• Your goal: Select, from the material below, each line with "this" in it.

--- Information shown ---

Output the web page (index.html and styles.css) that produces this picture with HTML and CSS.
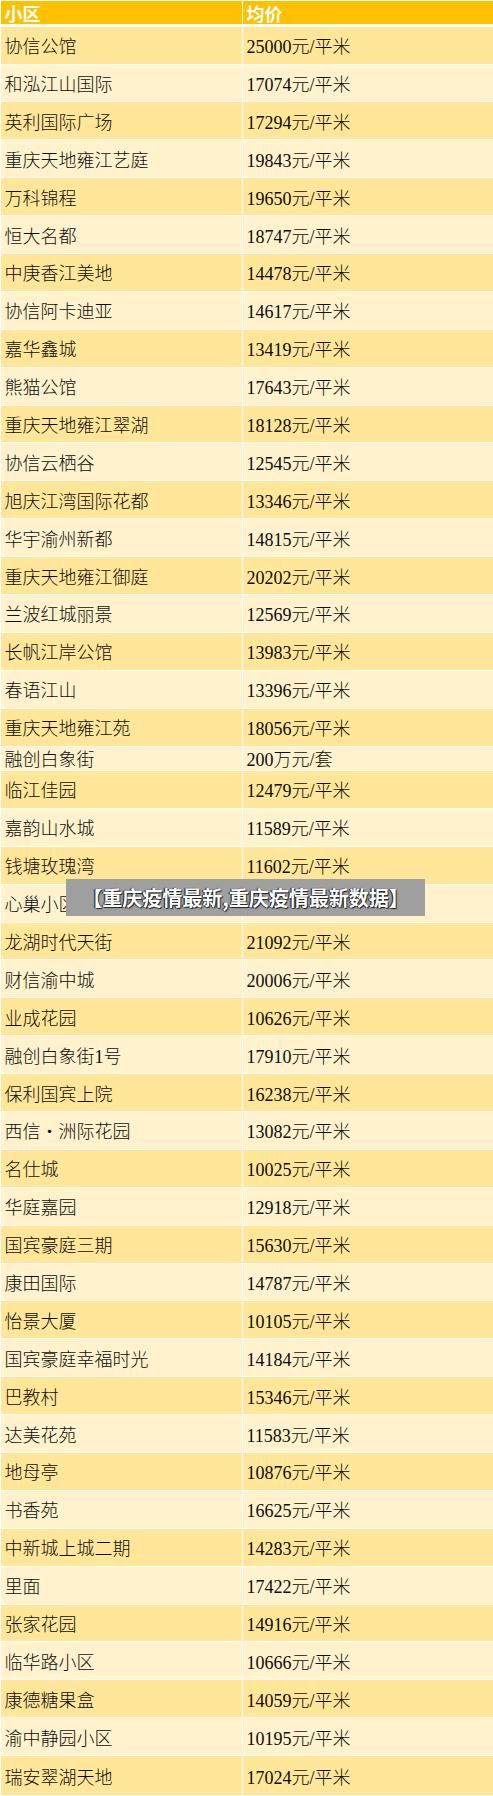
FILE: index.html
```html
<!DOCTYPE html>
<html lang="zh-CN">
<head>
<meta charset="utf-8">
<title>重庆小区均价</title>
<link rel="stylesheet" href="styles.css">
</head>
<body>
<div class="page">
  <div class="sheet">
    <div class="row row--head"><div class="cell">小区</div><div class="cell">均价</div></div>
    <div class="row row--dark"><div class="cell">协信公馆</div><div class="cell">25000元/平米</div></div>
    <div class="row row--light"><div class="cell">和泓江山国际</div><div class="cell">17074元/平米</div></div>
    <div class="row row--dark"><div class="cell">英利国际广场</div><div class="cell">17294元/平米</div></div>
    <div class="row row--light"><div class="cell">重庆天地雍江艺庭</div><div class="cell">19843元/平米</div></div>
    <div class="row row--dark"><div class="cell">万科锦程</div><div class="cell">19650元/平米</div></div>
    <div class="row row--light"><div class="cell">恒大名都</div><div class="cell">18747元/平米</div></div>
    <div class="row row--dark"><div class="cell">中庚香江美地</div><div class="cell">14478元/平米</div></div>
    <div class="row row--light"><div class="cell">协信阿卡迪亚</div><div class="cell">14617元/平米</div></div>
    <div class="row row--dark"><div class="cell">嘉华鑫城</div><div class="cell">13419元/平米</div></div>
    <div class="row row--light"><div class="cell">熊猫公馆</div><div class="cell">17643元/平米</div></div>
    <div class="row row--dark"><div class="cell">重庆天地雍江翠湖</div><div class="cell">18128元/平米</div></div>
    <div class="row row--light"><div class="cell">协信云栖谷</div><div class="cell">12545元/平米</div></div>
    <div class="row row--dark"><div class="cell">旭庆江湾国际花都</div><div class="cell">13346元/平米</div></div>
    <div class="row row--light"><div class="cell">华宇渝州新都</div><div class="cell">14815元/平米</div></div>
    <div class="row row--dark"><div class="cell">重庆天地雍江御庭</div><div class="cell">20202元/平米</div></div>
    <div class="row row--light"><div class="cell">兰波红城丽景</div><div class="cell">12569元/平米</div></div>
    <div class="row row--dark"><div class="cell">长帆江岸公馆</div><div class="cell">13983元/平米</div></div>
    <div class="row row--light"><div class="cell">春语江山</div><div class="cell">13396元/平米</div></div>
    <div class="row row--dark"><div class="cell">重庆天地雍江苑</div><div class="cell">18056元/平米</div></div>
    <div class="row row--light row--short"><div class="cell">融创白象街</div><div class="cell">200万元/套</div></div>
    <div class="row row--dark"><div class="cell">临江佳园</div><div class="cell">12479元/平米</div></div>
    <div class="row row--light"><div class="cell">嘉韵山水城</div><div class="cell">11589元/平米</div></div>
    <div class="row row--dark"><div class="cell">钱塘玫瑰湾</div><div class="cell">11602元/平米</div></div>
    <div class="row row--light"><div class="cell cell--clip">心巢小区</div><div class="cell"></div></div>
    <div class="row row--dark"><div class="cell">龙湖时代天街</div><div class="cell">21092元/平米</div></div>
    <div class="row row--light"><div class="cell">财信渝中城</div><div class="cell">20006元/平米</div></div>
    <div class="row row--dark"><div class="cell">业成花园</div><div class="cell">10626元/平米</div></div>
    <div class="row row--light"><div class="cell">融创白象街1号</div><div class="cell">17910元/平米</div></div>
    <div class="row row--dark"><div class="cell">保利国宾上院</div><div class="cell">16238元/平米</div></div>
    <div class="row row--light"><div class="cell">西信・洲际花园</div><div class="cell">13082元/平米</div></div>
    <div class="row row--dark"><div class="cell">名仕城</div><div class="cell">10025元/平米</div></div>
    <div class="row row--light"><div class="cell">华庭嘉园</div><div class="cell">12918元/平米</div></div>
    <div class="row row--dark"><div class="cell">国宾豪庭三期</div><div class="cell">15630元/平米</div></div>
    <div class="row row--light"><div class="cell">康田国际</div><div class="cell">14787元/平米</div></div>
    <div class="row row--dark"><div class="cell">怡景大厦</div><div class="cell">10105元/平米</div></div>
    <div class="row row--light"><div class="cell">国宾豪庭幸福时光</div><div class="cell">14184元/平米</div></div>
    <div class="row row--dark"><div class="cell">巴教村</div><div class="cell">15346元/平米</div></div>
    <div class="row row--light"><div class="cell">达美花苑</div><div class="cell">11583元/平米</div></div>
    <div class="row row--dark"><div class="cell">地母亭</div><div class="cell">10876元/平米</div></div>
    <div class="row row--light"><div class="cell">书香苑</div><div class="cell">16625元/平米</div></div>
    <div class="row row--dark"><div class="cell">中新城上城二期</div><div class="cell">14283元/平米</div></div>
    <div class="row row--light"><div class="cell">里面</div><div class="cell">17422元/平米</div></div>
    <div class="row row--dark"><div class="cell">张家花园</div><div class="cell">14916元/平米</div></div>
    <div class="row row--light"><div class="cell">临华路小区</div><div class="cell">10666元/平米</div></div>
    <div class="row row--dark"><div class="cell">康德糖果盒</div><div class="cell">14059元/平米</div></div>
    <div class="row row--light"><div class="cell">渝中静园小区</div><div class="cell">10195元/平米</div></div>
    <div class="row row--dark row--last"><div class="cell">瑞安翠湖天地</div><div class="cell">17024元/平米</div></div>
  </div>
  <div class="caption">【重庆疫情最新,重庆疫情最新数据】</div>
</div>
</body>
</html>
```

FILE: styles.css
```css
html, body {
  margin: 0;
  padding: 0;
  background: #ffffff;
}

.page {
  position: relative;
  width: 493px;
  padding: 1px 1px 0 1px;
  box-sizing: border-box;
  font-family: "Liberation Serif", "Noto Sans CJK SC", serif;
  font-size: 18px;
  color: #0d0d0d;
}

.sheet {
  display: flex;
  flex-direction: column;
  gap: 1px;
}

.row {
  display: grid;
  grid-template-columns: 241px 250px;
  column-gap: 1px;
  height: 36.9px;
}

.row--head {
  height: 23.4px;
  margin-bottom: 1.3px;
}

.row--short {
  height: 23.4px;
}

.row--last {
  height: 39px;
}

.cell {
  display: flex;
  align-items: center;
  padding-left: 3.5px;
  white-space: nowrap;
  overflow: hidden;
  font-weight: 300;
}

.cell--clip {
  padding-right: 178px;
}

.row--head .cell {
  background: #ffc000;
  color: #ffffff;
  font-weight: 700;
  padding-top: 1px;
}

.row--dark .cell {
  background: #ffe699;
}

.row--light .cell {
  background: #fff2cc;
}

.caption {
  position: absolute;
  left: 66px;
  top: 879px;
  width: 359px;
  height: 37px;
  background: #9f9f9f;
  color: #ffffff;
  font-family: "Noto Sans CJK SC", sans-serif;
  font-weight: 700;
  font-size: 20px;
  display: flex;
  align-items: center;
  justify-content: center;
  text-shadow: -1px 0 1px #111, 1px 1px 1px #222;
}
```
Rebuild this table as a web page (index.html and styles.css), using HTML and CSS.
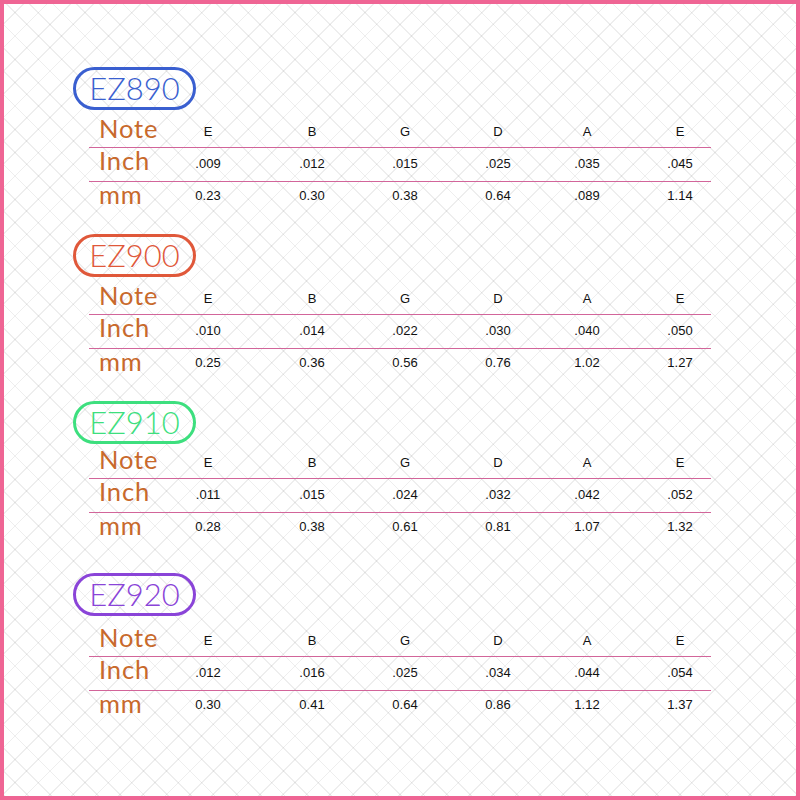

---

• Task solution:
Output the web page (index.html and styles.css) that produces this picture with HTML and CSS.
Rebuild this table as a web page (index.html and styles.css), using HTML and CSS.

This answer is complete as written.